The idea that “no one owes you anything” may have originally been a response to resentful men who blamed women and feminism for their loneliness. Men otherwise known as “involuntary celibate” or incels, have it in their minds that women owed them sexual relationships because they are so desperate for connection. They struggle to attract partners for different reasons, however they also have attitudes that would even repel people who are otherwise open-minded.

But desiring connection is not the same as feeling entitled to sex. Belonging in the community is a basic human need, yet has recently become commodified. People are supposed to be willing to include others and avoid cliques; and especially make space for those who are shy and introverted. Friends are supposed to check in on each other regularly, even when it gets tiring; otherwise they only qualify as acquaintances.

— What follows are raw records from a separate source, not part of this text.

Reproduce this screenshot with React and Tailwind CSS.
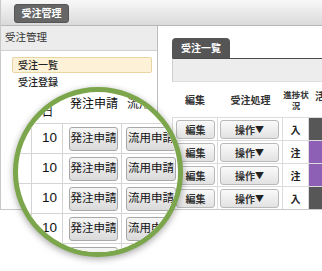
import React from 'react';

const rows = [
  { status: '入', color: 'bg-[#575757]' },
  { status: '注', color: 'bg-[#8d5fb5]' },
  { status: '注', color: 'bg-[#8d5fb5]' },
  { status: '入', color: 'bg-[#575757]' },
];

function SmallButton({ children, className }) {
  return (
    <div
      className={`h-[19px] flex items-center justify-center rounded-[3px] border border-[#b9b9b9] bg-gradient-to-b from-[#fafafa] to-[#e2e2e2] text-[10px] font-bold text-[#333] ${className}`}
    >
      {children}
    </div>
  );
}

function OrderTable() {
  return (
    <div className="ml-[14px] flex flex-col font-['Noto_Sans_CJK_JP',sans-serif]">
      {/* header */}
      <div className="flex h-[35px] items-center text-[10px] font-bold text-[#333] leading-[12px]">
        <div className="w-[46px] text-center">編集</div>
        <div className="w-[65px] text-center">受注処理</div>
        <div className="w-[26px] flex flex-col items-center whitespace-nowrap text-[8.5px] leading-[11px]">
          <span>進捗状</span>
          <span>況</span>
        </div>
        <div className="flex-1 overflow-hidden -mt-[8px]">
          <span className="ml-[6px] whitespace-nowrap">活動</span>
        </div>
      </div>
      {rows.map((r, i) => (
        <div key={i} className="flex h-[23px] border-t border-[#dcdcdc]">
          <div className="w-[46px] border-l border-r border-[#dcdcdc] pl-[3px] pt-[2px]">
            <SmallButton className="w-[39px]">編集</SmallButton>
          </div>
          <div className="w-[65px] border-r border-[#dcdcdc] pl-[2px] pt-[2px]">
            <SmallButton className="w-[59px]">
              操作<span className="text-[9px] text-[#222]">▼</span>
            </SmallButton>
          </div>
          <div className="w-[26px] border-r border-[#dcdcdc] flex items-center justify-center text-[10px] font-bold text-[#222]">
            {r.status}
          </div>
          <div className={`flex-1 ${r.color}`}></div>
        </div>
      ))}
    </div>
  );
}

function MagnifiedTable() {
  const cell = 'border-r border-[#d4d4d4]';
  const btn =
    'h-[24px] rounded-[3px] border border-[#a8a8a8] bg-gradient-to-b from-[#f6f6f6] to-[#dadada] flex items-center justify-center text-[11.5px] whitespace-nowrap';
  return (
    <div className="w-[322px] -ml-[18px] -mt-[92px] pt-[84px] text-[#111]">
      <div className="flex h-[40px] border-b border-[#d4d4d4] items-center text-[12px] leading-[16px]">
        <div className="w-[32px]"></div>
        <div className="w-[31px] text-center">発注日</div>
        <div className="w-[59px] pl-[7px] whitespace-nowrap">発注申請</div>
        <div className="w-[21px] ml-[5px] overflow-hidden whitespace-nowrap">流用申請</div>
      </div>
      {[0, 1, 2, 3, 4].map((i) => (
        <div key={i} className="flex h-[30px] border-b border-[#d4d4d4]">
          <div className={`w-[32px] ${cell}`}></div>
          <div className={`w-[31px] ${cell} flex items-center justify-end pr-[5px] text-[13.5px]`}>10</div>
          <div className={`w-[59px] ${cell} pl-[6px] pt-[3px]`}>
            <div className={`w-[49px] ${btn}`}>発注申請</div>
          </div>
          <div className="w-[60px] pl-[4px] pt-[3px]">
            <div className={`w-[50px] ${btn}`}>流用申請</div>
          </div>
        </div>
      ))}
    </div>
  );
}

export default function App() {
  return (
    <div className="relative w-[322px] h-[271px] bg-white overflow-hidden font-['Liberation_Sans','Noto_Sans_CJK_JP',sans-serif]">
      <div className="h-[210px] flex flex-col border-l border-b border-[#c9c9c9]">
        {/* top bar */}
        <div className="h-[26px] shrink-0 border-b border-[#b7b7b7] bg-gradient-to-b from-[#f8f8f8] to-[#dadada] pl-[13px] pt-[4px]">
          <div className="w-[55px] h-[19px] rounded-[3px] bg-[#666] border border-[#555] flex items-center justify-center text-[10px] font-bold text-white">
            受注管理
          </div>
        </div>

        <div className="flex flex-1 min-h-0">
          {/* left panel */}
          <div className="w-[157px] shrink-0 border-r border-[#bdbdbd] flex flex-col">
            <div className="h-[25px] border-b border-[#d2d2d2] bg-[#ececec] flex items-center pl-[4px] text-[10.5px] text-[#333]">
              受注管理
            </div>
            <div className="pt-[6px] flex flex-col text-[10px] text-[#222] font-medium">
              <div className="ml-[11px] w-[140px] h-[16px] rounded-[2px] border border-[#e7d5a3] bg-[#fdf2d8] pl-[5px] flex items-center">
                受注一覧
              </div>
              <div className="ml-[17px] mt-[2px] h-[14px] flex items-center">受注登録</div>
            </div>
          </div>

          {/* right panel */}
          <div className="flex-1 min-w-0 flex flex-col pt-[12px]">
            <div className="ml-[14px] w-[58px] h-[22px] rounded-t-[4px] bg-[#555] flex items-center justify-center text-[10px] font-bold text-white">
              受注一覧
            </div>
            <div className="ml-[14px] h-[26px] border-t border-[#4a4a4a] border-l border-b border-l-[#cfcfcf] border-b-[#dedede] bg-[#ededed]"></div>
            <OrderTable />
          </div>
        </div>
      </div>

      {/* magnifier */}
      <div className="absolute left-[13px] top-[87px] w-[170px] h-[170px] rounded-full border-[5px] border-[#7ca64b] bg-white overflow-hidden shadow-[0_2px_7px_rgba(0,0,0,0.35)]">
        <MagnifiedTable />
      </div>
    </div>
  );
}
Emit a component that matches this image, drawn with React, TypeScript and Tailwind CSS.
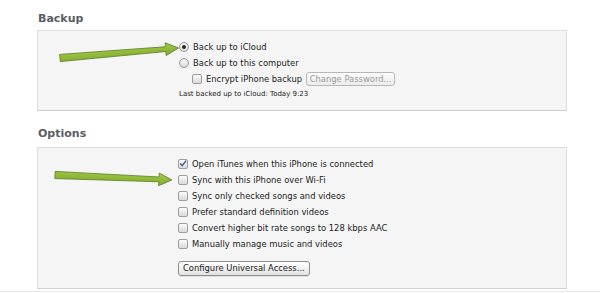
import React from "react";

const font = { fontFamily: '"DejaVu Sans", "Liberation Sans", sans-serif' };

function Radio({ checked }: { checked?: boolean }) {
  return (
    <span className="mr-[4px] flex h-[10px] w-[10px] shrink-0 items-center justify-center rounded-full border border-[#9a9a9a] bg-gradient-to-b from-[#ffffff] to-[#d9d9d9] shadow-[inset_0_1px_1px_rgba(0,0,0,0.08)]">
      {checked && <span className="h-[4px] w-[4px] rounded-full bg-[#2a2a2a]" />}
    </span>
  );
}

function Checkbox({ checked }: { checked?: boolean }) {
  return (
    <span className="mr-[4px] flex h-[10px] w-[10px] shrink-0 items-center justify-center rounded-[2px] border border-[#9d9d9d] bg-gradient-to-b from-[#fbfbfb] to-[#dadada]">
      {checked && (
        <svg width="9" height="9" viewBox="0 0 9 9" className="-mt-[1px]">
          <path d="M1.5 4.6 L3.6 7 L8 1.2" fill="none" stroke="#3c5a8c" strokeWidth="1.6" />
        </svg>
      )}
    </span>
  );
}

function Row({ children }: { children: React.ReactNode }) {
  return <div className="flex h-[16px] items-center text-[8.4px] text-[#1a1a1a]">{children}</div>;
}

function Arrow({ x, y, len, angle }: { x: number; y: number; len: number; angle: number }) {
  const h = len - 13;
  return (
    <polygon
      transform={`translate(${x} ${y}) rotate(${angle})`}
      points={`0,-3.6 ${h},-2.4 ${h},-6.4 ${len},0 ${h},6.4 ${h},2.4 0,3.6`}
      fill="url(#arrowFill)"
      stroke="#5f7d22"
      strokeWidth="0.8"
      strokeLinejoin="round"
    />
  );
}

export default function App() {
  const options = [
    { label: "Open iTunes when this iPhone is connected", checked: true },
    { label: "Sync with this iPhone over Wi-Fi" },
    { label: "Sync only checked songs and videos" },
    { label: "Prefer standard definition videos" },
    { label: "Convert higher bit rate songs to 128 kbps AAC" },
    { label: "Manually manage music and videos" },
  ];

  return (
    <div className="relative h-[293px] w-[600px] overflow-hidden bg-white" style={font}>
      <div className="flex h-[292px] flex-col border-b border-[#e6e6e6] pl-[37px] pt-[12px]">
        {/* Backup */}
        <h2 className="h-[18px] pl-[1px] text-[11px] font-bold leading-[14px] text-[#585d64]">Backup</h2>
        <div className="flex h-[81px] w-[530px] flex-col border border-[#dedede] border-b-[#cfcfcf] bg-[#f5f5f5] pl-[141px] pt-[8px]">
          <Row>
            <Radio checked />
            Back up to iCloud
          </Row>
          <Row>
            <Radio />
            Back up to this computer
          </Row>
          <div className="flex h-[16px] items-center pl-[13px] text-[8.4px] text-[#1a1a1a]">
            <Checkbox />
            <span className="mr-[4px]">Encrypt iPhone backup</span>
            <span className="flex h-[14px] w-[89px] items-center justify-center rounded-[3px] border border-[#b8b8b8] bg-gradient-to-b from-[#fdfdfd] to-[#ececec] text-[8.4px] text-[#9a9a9a]">
              Change Password...
            </span>
          </div>
          <div className="flex h-[14px] items-center text-[7px] text-[#1a1a1a]">
            Last backed up to iCloud: Today 9:23
          </div>
        </div>

        {/* Options */}
        <h2 className="mt-[16px] h-[20px] pl-[1px] text-[11px] font-bold leading-[14px] text-[#585d64]">Options</h2>
        <div className="flex h-[142px] w-[530px] flex-col border border-[#dedede] border-b-[#cfcfcf] bg-[#f5f5f5] pl-[140px] pt-[8px]">
          {options.map((o) => (
            <Row key={o.label}>
              <Checkbox checked={o.checked} />
              {o.label}
            </Row>
          ))}
          <div className="mt-[9px] flex">
            <span className="flex h-[15px] items-center rounded-[3px] border border-[#8e8e8e] bg-gradient-to-b from-[#ffffff] to-[#e2e2e2] px-[4px] text-[8.4px] text-[#1a1a1a] shadow-[0_1px_0_rgba(0,0,0,0.08)]">
              Configure Universal Access...
            </span>
          </div>
        </div>
      </div>

      {/* annotation arrows */}
      <svg className="pointer-events-none absolute left-0 top-0" width="600" height="293">
        <defs>
          <linearGradient id="arrowFill" x1="0" y1="0" x2="0" y2="1">
            <stop offset="0" stopColor="#a3cc45" />
            <stop offset="1" stopColor="#7ea82e" />
          </linearGradient>
        </defs>
        <Arrow x={60} y={58} len={119} angle={-4.8} />
        <Arrow x={55} y={175} len={117} angle={2.4} />
      </svg>
    </div>
  );
}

In other words, the attitude that we “don’t owe anyone anything” is a terrible attitude to have and it goes against being human. It is a product of capitalism and is leading to social atomization. It is not to say that we are not allowed to have boundaries and people are not obligated to respect them. It is okay to (respectfully) let go of friendships that are no longer a good fit for you. If you need to escape an abusive relationship quickly and are unable to safely explain a boundary, it is okay to cut contact with that person and file a restraining order if necessary. But it is not okay to avoid people because you are uncomfortable having difficult conversations. There is a fine line between self-care and selfishness that we are all still learning to discern.